So, as my dear readers know, Ez is having surgery at the end of this week. The surgery has been a long time coming (see more about the surgery on this post). Since our Children’s Hospital is in another state and the surgery was only scheduled a week ago, I have been sort of wrapped up in packing for her to be inpatient for awhile, trying to organize where to stay, and so on.

When I spoke with our surgeon last week he explained that Ez would need to be inpatient for 5-7 days and spend 1-2 days in the surgical intensive care unit. I knew the hospital would be arranging everything with insurance and not to worry unless I heard something.

SO, yesterday I heard something. We have a dedicated customer service person as well as a dedicated nurse at our insurance company who both follow our case (and are both wonderful, BTW). First the nurse called to warn me that Esmé’s hospital stay was likely to be denied. Her surgery has been approved, but the hospital stay was not. Funny, right? Wait for it…according to the coding of her surgery, the insurance believes Esmé’s surgery should be ambulatory.

HAHAHAH!

From two days of ICU to ambulatory in 60 seconds.

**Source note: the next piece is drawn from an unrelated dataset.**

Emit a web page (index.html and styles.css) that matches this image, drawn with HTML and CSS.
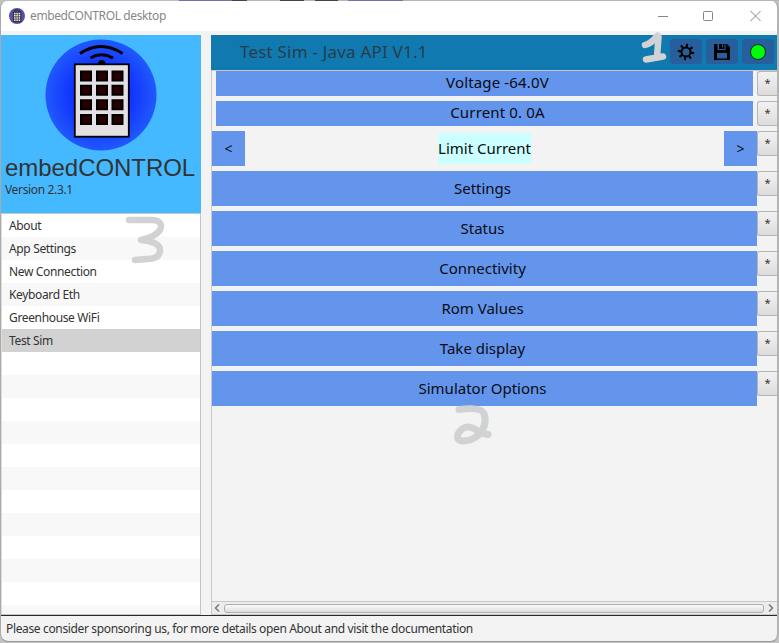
FILE: index.html
```html
<!DOCTYPE html>
<html lang="en">
<head>
<meta charset="utf-8">
<title>embedCONTROL desktop</title>
<link rel="stylesheet" href="styles.css">
</head>
<body>
<svg class="defs" width="0" height="0" aria-hidden="true">
  <defs>
    <radialGradient id="glow" cx="50%" cy="50%" r="50%">
      <stop offset="0.3" stop-color="#0a20ff"/>
      <stop offset="1" stop-color="#2059fc"/>
    </radialGradient>
    <symbol id="logo" viewBox="0 0 112 112">
      <circle cx="56" cy="56" r="55.5" fill="url(#glow)"/>
      <path d="M35 14.5Q56 0.5 77.500 14.500M45.500 19Q56 12.500 68 19" fill="none" stroke="#000" stroke-width="3"/>
      <path d="M53 25a3.700 4 0 0 1 7.400 0z"/>
      <rect x="29.800" y="25.300" width="54" height="72.400" fill="#e4dfe0" stroke="#000" stroke-width="1.800"/>
      <path d="M36 32.500h10v9H36zM52 32.500h10v9H52zM67.500 32.500h10v9h-10zM36 46.800h10v9H36zM52 46.800h10v9H52zM67.500 46.800h10v9h-10zM36 61.200h10v9H36zM52 61.200h10v9H52zM67.500 61.200h10v9h-10zM36 76h10v9H36zM52 76h10v9H52zM67.500 76h10v9h-10z" fill="#290000" stroke="#000" stroke-width="2"/>
    </symbol>
  </defs>
</svg>
<div class="window">
  <header class="titlebar">
    <svg class="app-icon" viewBox="0 0 16 16"><circle cx="8" cy="8" r="8" fill="#5551af"/><path d="M5 2.500q3-1.500 6 0" fill="none" stroke="#222" stroke-width=".8"/><path d="M4.500 3.800h7.500v10H4.500z" fill="#333" stroke="#222" stroke-width=".6"/><path d="M5 4.800h1.600v1.600H5zM7.300 4.800h1.600v1.600H7.300zM9.600 4.800h1.600v1.600H9.600zM5 7h1.600v1.600H5zM7.300 7h1.600v1.600H7.300zM9.600 7h1.600v1.600H9.600zM5 9.200h1.600v1.600H5zM7.300 9.200h1.600v1.600H7.300zM9.600 9.200h1.600v1.600H9.600zM5 11.400h1.600V13H5zM7.300 11.400h1.600V13H7.300zM9.600 11.400h1.600V13H9.600z" fill="#f0ece0"/></svg>
    <span class="title">embedCONTROL desktop</span>
    <svg class="controls" viewBox="0 0 104 12"><path d="M1 6.500h10M93.500 1l10 10M103.500 1l-10 10" /><rect x="46.500" y="1.500" width="9" height="9" rx="1"/></svg>
  </header>
  <div class="content">
    <aside class="sidebar">
      <div class="brand">
        <svg class="logo"><use href="#logo"/></svg>
        <div class="name">embedCONTROL</div>
        <div class="version">Version 2.3.1</div>
      </div>
      <ul class="list">
        <li>About</li>
        <li>App Settings</li>
        <li>New Connection</li>
        <li>Keyboard Eth</li>
        <li>Greenhouse WiFi</li>
        <li class="selected">Test Sim</li>
        <li></li><li></li><li></li><li></li><li></li><li></li>
        <li></li><li></li><li></li><li></li><li></li><li></li>
      </ul>
    </aside>
    <main class="main">
      <div class="toolbar">
        <h1>Test Sim - Java API V1.1</h1>
        <button><svg width="18" height="18" viewBox="0 0 18 18"><circle cx="9" cy="9" r="4.500" fill="none" stroke="#000" stroke-width="1.900"/><path d="M9 .8v3.500M9 13.700v3.500M.8 9h3.500M13.700 9h3.500M3.200 3.200l2.500 2.500M12.300 12.300l2.500 2.500M14.800 3.200l-2.500 2.500M5.700 12.300l-2.500 2.500" stroke="#000" stroke-width="2.100" transform="rotate(8 9 9)"/></svg></button>
        <button><svg width="16" height="16" viewBox="0 0 16 16"><path fill-rule="evenodd" d="M0 0h3.500v6h8V0H13l3 3v13H0zM3 9v5.500h10V9z"/><path d="M5 0h5.500v5H5z"/><path d="M8.500 .5v3" stroke="#1f65a0"/></svg></button>
        <button><svg width="16" height="16" viewBox="0 0 16 16"><circle cx="8" cy="8" r="7.500" fill="#00fc08" stroke="#082d18"/></svg></button>
      </div>
      <div class="panel">
        <div class="row short"><div class="item">Voltage -64.0V</div><button class="star">*</button></div>
        <div class="row short"><div class="item">Current 0. 0A</div><button class="star">*</button></div>
        <div class="row"><div class="picker"><span class="step">&lt;</span><span class="value">Limit Current</span><span class="step">&gt;</span></div><button class="star">*</button></div>
        <div class="row"><div class="item">Settings</div><button class="star">*</button></div>
        <div class="row"><div class="item">Status</div><button class="star">*</button></div>
        <div class="row"><div class="item">Connectivity</div><button class="star">*</button></div>
        <div class="row"><div class="item">Rom Values</div><button class="star">*</button></div>
        <div class="row"><div class="item">Take display</div><button class="star">*</button></div>
        <div class="row"><div class="item">Simulator Options</div><button class="star">*</button></div>
      </div>
      <div class="scrollbar">
        <svg width="6" height="8" viewBox="0 0 6 8"><path d="M5 .5L1.500 4 5 7.500"/></svg>
        <div class="thumb"></div>
        <svg width="6" height="8" viewBox="0 0 6 8"><path d="M1 .5L4.500 4 1 7.500"/></svg>
      </div>
    </main>
  </div>
  <footer class="status"><span>Please consider sponsoring us, for more details open About and visit the documentation</span></footer>
</div>
<svg class="marks" viewBox="0 0 779 643">
  <path d="M645 45q7-2 12-9q1-1 1.500 1l-1.500 20M646 59.500l17-3" stroke-width="6.500"/>
  <path d="M129 220h22q12 0 9.500 9q-3 7-19.500 11q20 2 19 11q-1 8-13 8l-12 1" stroke-width="6.500"/>
  <path d="M459 409.500q22-3 25 4q4 12-6 22q-8 6-16 5.500q-6-1-4-7q6-11 17-5q4 4 13 5.500" stroke-width="7"/>
</svg>
</body>
</html>
```
FILE: styles.css
```css
* { box-sizing: border-box; }
body {
  margin: 0;
  height: 643px;
  overflow: hidden;
  background: linear-gradient(90deg, #bdbdbd 179px, #7770a8 179px 232px, #48404d 232px 247px, #b5b5b5 247px 280px, #48404d 280px 304px, #b5b5b5 304px 315px, #48404d 315px 338px, #b5b5b5 338px 348px, #7770a8 348px 403px, #b5b5b5 403px) 0 0 / 100% 1px no-repeat #c4c4c4;
  font-family: "Noto Sans", sans-serif;
  font-size: 12px;
  color: #333;
}
button { font: inherit; padding: 0; border: 0; }
.defs { position: absolute; }
.window {
  display: flex;
  flex-direction: column;
  height: 642px;
  border: 1px solid #aaa;
  border-top-color: transparent;
  border-right: 2px solid #b4b4b4;
  border-bottom-color: #999;
  border-radius: 8px;
  overflow: hidden;
  background: #f3f3f3;
  background-clip: padding-box;
}
.titlebar {
  display: flex;
  align-items: center;
  height: 30px;
  padding: 0 16px 0 8px;
  background: #fff;
  color: #888;
}
.app-icon { width: 16px; height: 16px; margin-right: 5px; }
.title { flex: 1; line-height: 30px; letter-spacing: -.38px; white-space: nowrap; }
.controls { width: 104px; height: 12px; fill: none; stroke: #858585; }
.content { flex: 1; display: flex; gap: 10px; padding-top: 4px; min-height: 0; }
.sidebar { width: 200px; display: flex; flex-direction: column; }
.brand { height: 178px; padding: 4px 4px 0; background: #44b9ff; }
.logo { display: block; width: 112px; height: 112px; margin-left: 40px; }
.name {
  font: 24px/31px "Liberation Sans", sans-serif;
  margin-top: 1px;
  letter-spacing: -.05px;
  white-space: nowrap;
}
.version { line-height: 16px; letter-spacing: -.35px; margin-top: -1px; }
.list {
  flex: 1;
  min-height: 0;
  margin: 0;
  padding: 0;
  overflow: hidden;
  list-style: none;
  border: 1px solid #c5c5c5;
  border-left-color: #ddd;
  background: #fff;
}
.list li { height: 23px; padding-left: 7px; line-height: 23px; letter-spacing: -.35px; }
.list li:nth-child(even) { background: #f8f8f8; }
.list li.selected { background: #d2d2d2; }
.main { flex: 1; display: flex; flex-direction: column; min-width: 0; }
.toolbar {
  display: flex;
  align-items: center;
  gap: 4px;
  height: 35px;
  padding: 0 3px 2px 29px;
  background: #0f79b0;
}
.toolbar h1 { flex: 1; margin: 0; font-size: 17px; font-weight: 400; line-height: 33px; letter-spacing: .2px; color: #293d49; }
.toolbar button {
  display: flex;
  align-items: center;
  justify-content: center;
  width: 32px;
  height: 25px;
  border-radius: 4px;
  background: #275e9c;
}
.panel {
  flex: 1;
  display: flex;
  flex-direction: column;
  gap: 5px;
  border: solid #c8c8c8;
  border-width: 1px 0 0 1px;
}
.row { display: flex; height: 35px; font-size: 15px; color: #080b12; }
.item {
  flex: 1;
  display: flex;
  align-items: center;
  justify-content: center;
  padding: 0 4px 2px 0;
  background: #6495ed;
}
.short { height: 25px; }
.short .item { margin: 0 4px; padding: 0 0 3px 26px; letter-spacing: .15px; }
.picker { flex: 1; display: flex; align-items: center; justify-content: space-between; }
.step { width: 33px; line-height: 35px; text-align: center; background: #6495ed; font-size: 14px; }
.value { height: 31px; line-height: 30px; background: #cff; white-space: nowrap; }
.star {
  width: 20px;
  height: 25px;
  padding-bottom: 2px;
  border: 1px solid #b5b5b5;
  border-right: 0;
  border-radius: 3px 0 0 3px;
  background: linear-gradient(#f2f2f2, #dcdcdc);
  color: #333;
  font-size: 11px;
}
.scrollbar {
  display: flex;
  align-items: center;
  gap: 4px;
  height: 14px;
  padding: 0 3px 0 2px;
  border: solid #c8c8c8;
  border-width: 1px 0 1px 1px;
  background: #ececec;
}
.scrollbar svg { fill: none; stroke: #777; stroke-width: 1.5; }
.thumb {
  flex: 1;
  height: 9px;
  border: 1px solid #b0b0b0;
  border-radius: 3px;
  background: linear-gradient(#fafafa, #dedede);
}
.status {
  height: 26px;
  padding-left: 5px;
  border-top: 1px solid #2a2a2a;
  line-height: 26px;
  letter-spacing: -.355px;
  white-space: nowrap;
}
.marks {
  position: absolute;
  left: 0;
  top: 0;
  width: 779px;
  height: 643px;
  fill: none;
  stroke: #d0d2d3;
  stroke-linecap: round;
  stroke-linejoin: round;
  pointer-events: none;
}
```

Whatever, the notion that this surgery could be ambulatory for a child like Ez is so ridiculous that our nurse explained (very quickly, because she is aware of my “advocating”) that it, essentially doesn’t matter. If the doctors don’t feel that Ez meets the “minimum requirements for discharge”she will not be discharged, and our insurance has to cover the stay. Obviously Ez will not meet these minimums post-op. She will likely be keeping low oxygen levels, not tolerating food, and having any number of other issues. Which is why the surgeon was planning for a longer stay! Right, because he knows her history and is, therefore, a better predictor of her needs than some coding protocol put together by an intern and a dartboard.

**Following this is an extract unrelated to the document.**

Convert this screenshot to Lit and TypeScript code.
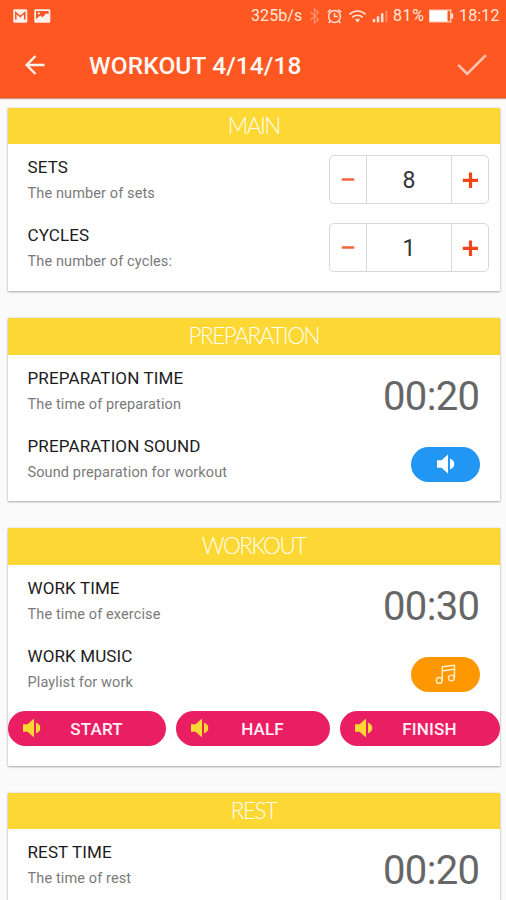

Meanwhile, the hospital is appealing the case (so they won’t have to battle down the line about “minimum requirements for discharge”) and this means that our surgeon now has to spend time (that would be better suited, I dunno, saving lives?) on the phone doing a “peer-to-peer” conversation with the insurance’s doctor…explaining why a medically-fragile, epileptic, severely hypotonic, failure-to-thrive toddler with a neurogenetic/neuromuscular disorder shouldn’t be discharged ten minutes after a series of major abdominal (albeit likely laproscopic) surgeries.

Perhaps I should offer to make the call?

One Comment

  • I feel like banging my head against a brick wall on your behalf. I should have expected as much. After all, everyone knows that "fun" and "insurance" don't belong in the same phrase/paragraph/continent.